▶ _REQUIRED WORK_
Look through the data for the string "styles". Copy every line where it is found.

▶ _ENTRIES SUPPLIED_
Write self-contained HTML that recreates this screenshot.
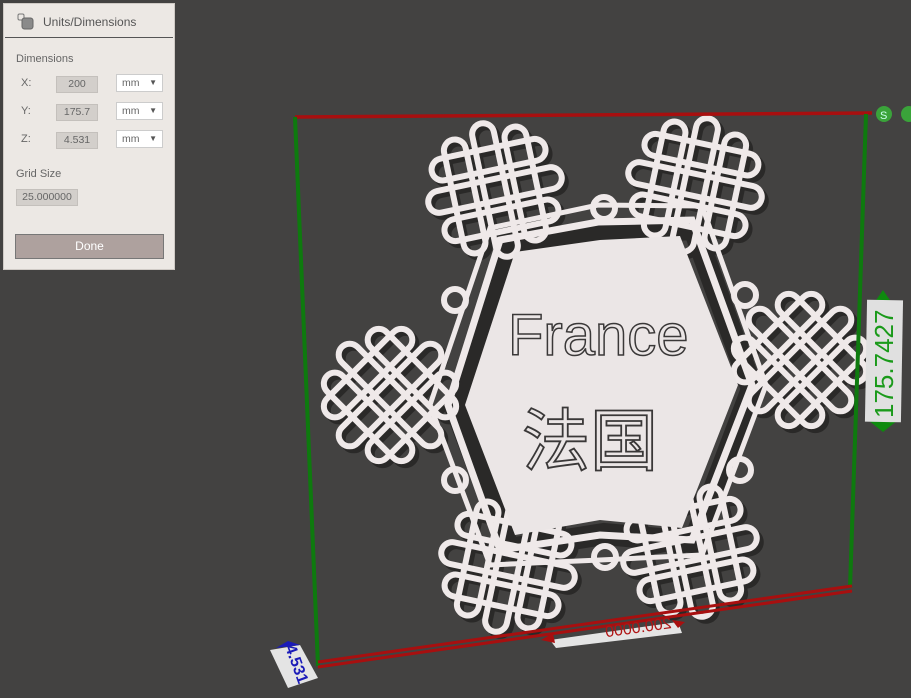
<!DOCTYPE html>
<html><head><meta charset="utf-8"><style>
body{margin:0;width:911px;height:698px;background:#434241;overflow:hidden;font-family:"Liberation Sans",sans-serif;position:relative}
.panel{position:absolute;left:3px;top:3px;width:170px;height:265px;background:#ece8e4;border:1px solid #cfcac5}
.hd{height:33px;border-bottom:1px solid #555;margin:0 1px;position:relative}
.hd span{position:absolute;left:38px;top:11px;font-size:12px;color:#555}
.lbl{position:absolute;font-size:11px;color:#666}
.val{position:absolute;left:52px;width:40px;height:15px;background:#d3cfcb;border:1px solid #c4c0bc;font-size:10.5px;color:#666;text-align:center;line-height:15px}
.sel{position:absolute;left:112px;width:45px;height:16px;background:#fff;border:1px solid #ccc;font-size:10.5px;color:#666;line-height:16px}
.sel span{position:absolute;left:5px}
.sel i{position:absolute;right:5px;top:0;font-style:normal;font-size:8px;color:#555}
.done{position:absolute;left:11px;top:230px;width:147px;height:23px;background:#aea19e;border:1px solid #777;color:#fff;font-size:12px;text-align:center;line-height:23px}
</style></head><body>
<svg width="911" height="698" style="position:absolute;left:0;top:0">
<defs>
<g id="k" fill="none">
<rect x="-58" y="-42" width="116" height="22" rx="11"/>
<rect x="-68" y="-11" width="136" height="22" rx="11"/>
<rect x="-58" y="20" width="116" height="22" rx="11"/>
<rect x="-42" y="-58" width="22" height="116" rx="11"/>
<rect x="-11" y="-68" width="22" height="136" rx="11"/>
<rect x="20" y="-58" width="22" height="116" rx="11"/>
</g>
</defs>
<g stroke="#2a2928" stroke-width="6" fill="none" transform="translate(4,4)">
<polygon points="505,245 598,230 690,225 748,385 690,538 600,530 505,545 452,405" stroke-width="22"/>
<use href="#k" transform="translate(495,190) rotate(-12)"/>
<use href="#k" transform="translate(695,185) rotate(12)"/>
<use href="#k" transform="translate(800,360) rotate(45)"/>
<use href="#k" transform="translate(690,550) rotate(-12)"/>
<use href="#k" transform="translate(508,565) rotate(12)"/>
<use href="#k" transform="translate(390,395) rotate(45)"/>
</g>
<g stroke="#efe9e9" stroke-width="6" fill="none">
<polygon points="500,240 598,222 692,220 752,385 692,540 600,535 500,550 448,405" stroke-width="7"/>
<polygon points="490,228 598,205 702,206 766,385 702,555 600,560 490,565 430,405" stroke-width="5"/>
<circle cx="604" cy="208" r="11"/><circle cx="605" cy="557" r="11"/>
<circle cx="455" cy="300" r="11"/><circle cx="455" cy="480" r="11"/>
<circle cx="745" cy="295" r="11"/><circle cx="740" cy="470" r="11"/>
<use href="#k" transform="translate(495,190) rotate(-12)"/>
<use href="#k" transform="translate(695,185) rotate(12)"/>
<use href="#k" transform="translate(800,360) rotate(45)"/>
<use href="#k" transform="translate(690,550) rotate(-12)"/>
<use href="#k" transform="translate(508,565) rotate(12)"/>
<use href="#k" transform="translate(390,395) rotate(45)"/>
</g>
<polygon points="515,252 600,240 680,236 738,385 682,528 600,520 515,535 465,405" fill="#ebe6e6"/>
<text x="508" y="355" font-size="58" fill="#ebe6e6" stroke="#3a3838" stroke-width="1.5" font-family="Liberation Sans, sans-serif">France</text>
<text x="522" y="465" font-size="68" fill="#ebe6e6" stroke="#3a3838" stroke-width="1.8" font-family="Liberation Sans, Noto Sans CJK SC, sans-serif">法国</text>
<line x1="295" y1="117" x2="872" y2="113" stroke="#a80f0f" stroke-width="3.5"/>
<line x1="295" y1="117" x2="318" y2="666" stroke="#0e7a0e" stroke-width="4"/>
<line x1="866" y1="114" x2="850" y2="588" stroke="#0e7a0e" stroke-width="4"/>
<line x1="318" y1="662" x2="852" y2="586" stroke="#a80f0f" stroke-width="3"/>
<line x1="318" y1="667" x2="852" y2="591" stroke="#a80f0f" stroke-width="3"/>
<circle cx="884" cy="114" r="8" fill="#3aa33a"/><text x="880" y="119" font-size="11" fill="#cfe" >S</text>
<circle cx="909" cy="114" r="8" fill="#3aa33a"/>
<polygon points="868,312 883,290 898,312" fill="#0e8a0e"/>
<polygon points="868,420 883,432 898,420" fill="#0e8a0e"/>
<rect x="866" y="300" width="36" height="122" fill="#e0e0e0" transform="rotate(1 884 360)"/>
<text transform="translate(893,418) rotate(-90)" font-size="26" fill="#1a9a1a" font-family="Liberation Sans, sans-serif">175.7427</text>
<polygon points="550,640 678,622 682,633 556,648" fill="#e4e4e4"/>
<polygon points="541,640 553,633 555,643" fill="#a80f0f"/>
<polygon points="672,620 685,622 678,628" fill="#a80f0f"/>
<text transform="translate(672,628) rotate(172) scale(1,-1)" font-size="16" fill="#b01515" font-family="Liberation Sans, sans-serif">200.0000</text>
<polygon points="270,650 300,645 318,678 288,688" fill="#e4e4e4"/>
<text transform="translate(285,647) rotate(70)" font-size="16" fill="#1a1ab8" font-weight="bold">4.531</text>
<polygon points="276,648 288,641 300,645" fill="#1a1ab8"/>
</svg>
<div class="panel">
<div class="hd">
<svg width="20" height="20" style="position:absolute;left:12px;top:9px"><rect x="1" y="1" width="6" height="6" rx="1.5" fill="none" stroke="#777"/><rect x="5" y="5" width="11" height="11" rx="2.5" fill="#8a8a8a" stroke="#666"/></svg>
<span>Units/Dimensions</span></div>
<div class="lbl" style="left:12px;top:49px">Dimensions</div>
<div class="lbl" style="left:17px;top:73px">X:</div><div class="val" style="top:72px">200</div><div class="sel" style="top:70px"><span>mm</span><i>▼</i></div>
<div class="lbl" style="left:17px;top:101px">Y:</div><div class="val" style="top:100px">175.7</div><div class="sel" style="top:98px"><span>mm</span><i>▼</i></div>
<div class="lbl" style="left:17px;top:129px">Z:</div><div class="val" style="top:128px">4.531</div><div class="sel" style="top:126px"><span>mm</span><i>▼</i></div>
<div class="lbl" style="left:12px;top:164px">Grid Size</div>
<div class="val" style="left:12px;top:185px;width:60px">25.000000</div>
<div class="done">Done</div>
</div>
</body></html>
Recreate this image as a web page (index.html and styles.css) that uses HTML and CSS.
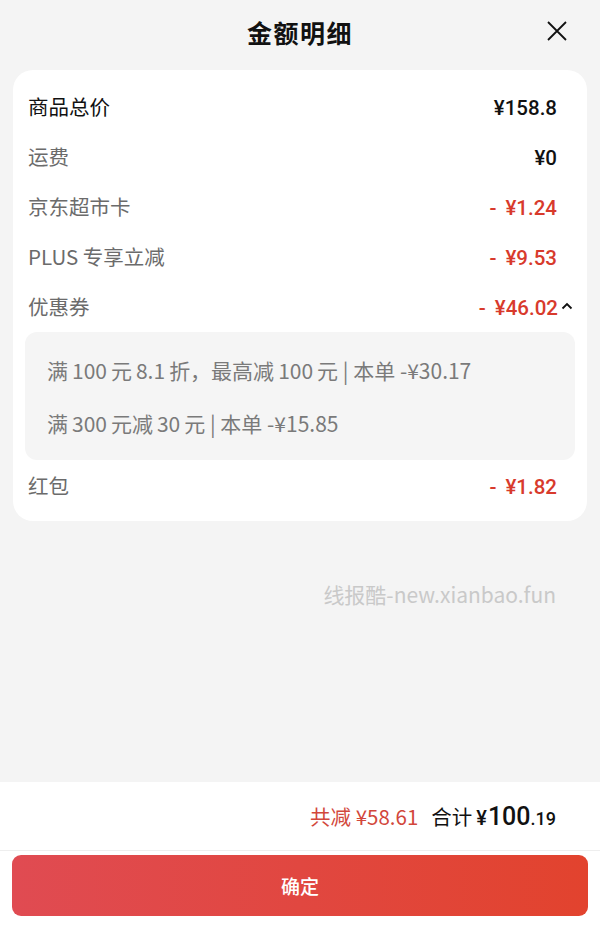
FILE: index.html
```html
<!DOCTYPE html>
<html>
<head>
    <meta charset="UTF-8">
    <meta name="viewport" content="width=device-width, initial-scale=1.0">
    <title>金额明细</title>
    <link rel="stylesheet" href="styles.css">
</head>
<body>
    <div class="sheet">
        <div class="sheet-header">
            <h1>金额明细</h1>
            <button class="close-button" aria-label="关闭">
                <svg width="20" height="20" viewBox="0 0 20 20">
                    <path d="M1 1 L19 19 M19 1 L1 19" stroke="#111" stroke-width="1.8" fill="none"/>
                </svg>
            </button>
        </div>

        <div class="detail-card">
            <div class="row">
                <span class="label strong">商品总价</span>
                <span class="value">¥158.8</span>
            </div>
            <div class="row">
                <span class="label">运费</span>
                <span class="value">¥0</span>
            </div>
            <div class="row">
                <span class="label">京东超市卡</span>
                <span class="value minus"><span class="sign">-</span>¥1.24</span>
            </div>
            <div class="row">
                <span class="label">PLUS 专享立减</span>
                <span class="value minus"><span class="sign">-</span>¥9.53</span>
            </div>
            <div class="row">
                <span class="label">优惠券</span>
                <span class="value minus"><span class="sign">-</span>¥46.02<svg class="chevron" width="12" height="8" viewBox="0 0 12 8"><path d="M1.5 6.5 L6 2 L10.5 6.5" stroke="#111" stroke-width="1.8" fill="none"/></svg></span>
            </div>
            <div class="coupon-box">
                <div class="coupon-line">满<span class="num">100</span>元<span class="num">8.1</span>折，最高减<span class="num">100</span>元 | 本单 -¥30.17</div>
                <div class="coupon-line">满<span class="num">300</span>元减<span class="num">30</span>元 | 本单 -¥15.85</div>
            </div>
            <div class="row">
                <span class="label">红包</span>
                <span class="value minus"><span class="sign">-</span>¥1.82</span>
            </div>
        </div>

        <div class="watermark">线报酷-new.xianbao.fun</div>
    </div>

    <div class="footer">
        <div class="summary">
            <span class="saved">共减 ¥58.61</span>
            <span class="total-label">合计</span>
            <span class="total"><span class="yen">¥</span><span class="int">100</span><span class="dec">.19</span></span>
        </div>
        <div class="confirm-wrap">
            <button class="confirm-button">确定</button>
        </div>
    </div>
</body>
</html>
```

FILE: styles.css
```css
body {
    margin: 0;
    height: 927px;
    display: flex;
    flex-direction: column;
    background-color: #f4f4f4;
    font-family: "Noto Sans CJK SC", "Noto Sans", sans-serif;
    color: #111;
    overflow: hidden;
}

.sheet {
    flex: 1;
    background-color: #f4f4f4;
    border-radius: 12px 12px 0 0;
}

.sheet-header {
    height: 64px;
    display: flex;
    align-items: center;
    justify-content: center;
    position: relative;
}

.sheet-header h1 {
    margin: 0;
    font-size: 25px;
    font-weight: 700;
    letter-spacing: 1.5px;
    color: #111;
}

.close-button {
    position: absolute;
    right: 33px;
    top: 21px;
    width: 20px;
    height: 20px;
    padding: 0;
    border: none;
    background: none;
}

.detail-card {
    margin: 6px 13px 0;
    background-color: #fff;
    border-radius: 20px;
    padding: 11px 12px;
}

.row {
    height: 50px;
    display: flex;
    align-items: center;
    justify-content: space-between;
    padding: 0 18px 0 3px;
}

.label {
    font-size: 20.5px;
    color: #6b6b6b;
}

.label.strong {
    color: #111;
}

.value {
    font-family: Roboto, "Noto Sans", sans-serif;
    font-size: 20.5px;
    font-weight: 500;
    color: #111;
    display: flex;
    align-items: center;
    padding-top: 3px;
}

.value.minus {
    color: #d83a2c;
}

.sign {
    margin-right: 9px;
}

.chevron {
    margin-right: -16px;
    margin-left: 3px;
    margin-top: -3px;
}

.coupon-box {
    background-color: #f5f5f5;
    border-radius: 12px;
    padding: 11px 22px;
    margin-top: 1px;
}

.coupon-line {
    height: 53px;
    display: flex;
    align-items: center;
    font-size: 21px;
    color: #7a7a7a;
    white-space: pre;
}

.coupon-line .num {
    margin: 0 4px;
}

.watermark {
    margin-top: 58px;
    padding-right: 44px;
    text-align: right;
    font-size: 21px;
    color: #c9c9c9;
}

.footer {
    background-color: #fff;
}

.summary {
    height: 68px;
    display: flex;
    align-items: center;
    justify-content: flex-end;
    padding-right: 44px;
    border-bottom: 1px solid #eee;
    font-size: 20.5px;
}

.saved {
    color: #d2473b;
    margin-right: 13px;
}

.total-label {
    margin-right: 4px;
}

.total {
    font-family: Roboto, "Noto Sans", sans-serif;
    display: flex;
    align-items: baseline;
}

.total .yen {
    font-size: 20px;
    font-weight: 500;
    margin-right: 1px;
}

.total .int {
    font-size: 25px;
    font-weight: 500;
}

.total .dec {
    font-size: 18px;
    font-weight: 500;
}

.confirm-wrap {
    padding: 4px 12px 11px;
}

.confirm-button {
    width: 100%;
    height: 61px;
    border: none;
    border-radius: 9px;
    background: linear-gradient(90deg, #e04b52, #e2432e);
    color: #fff;
    font-family: "Noto Sans CJK SC", sans-serif;
    font-size: 19px;
    font-weight: 500;
}
```
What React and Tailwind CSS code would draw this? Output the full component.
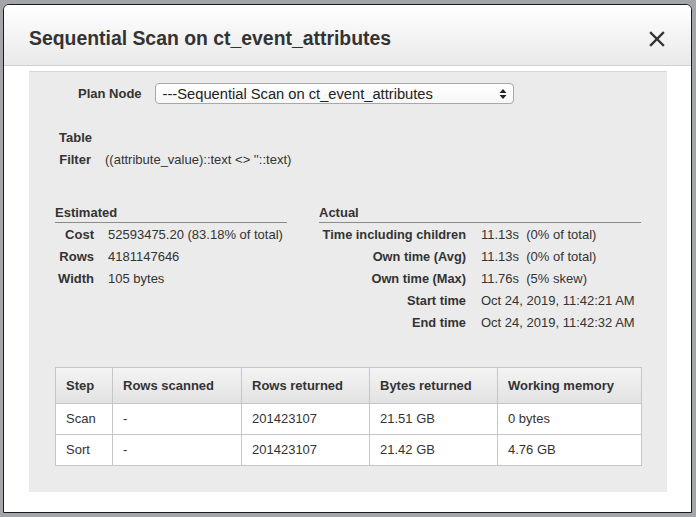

▶ _RIGHT ANSWER_
Recreate this image as a web page (index.html and styles.css) that uses HTML and CSS.
    <link rel="stylesheet" href="styles.css">
FILE: styles.css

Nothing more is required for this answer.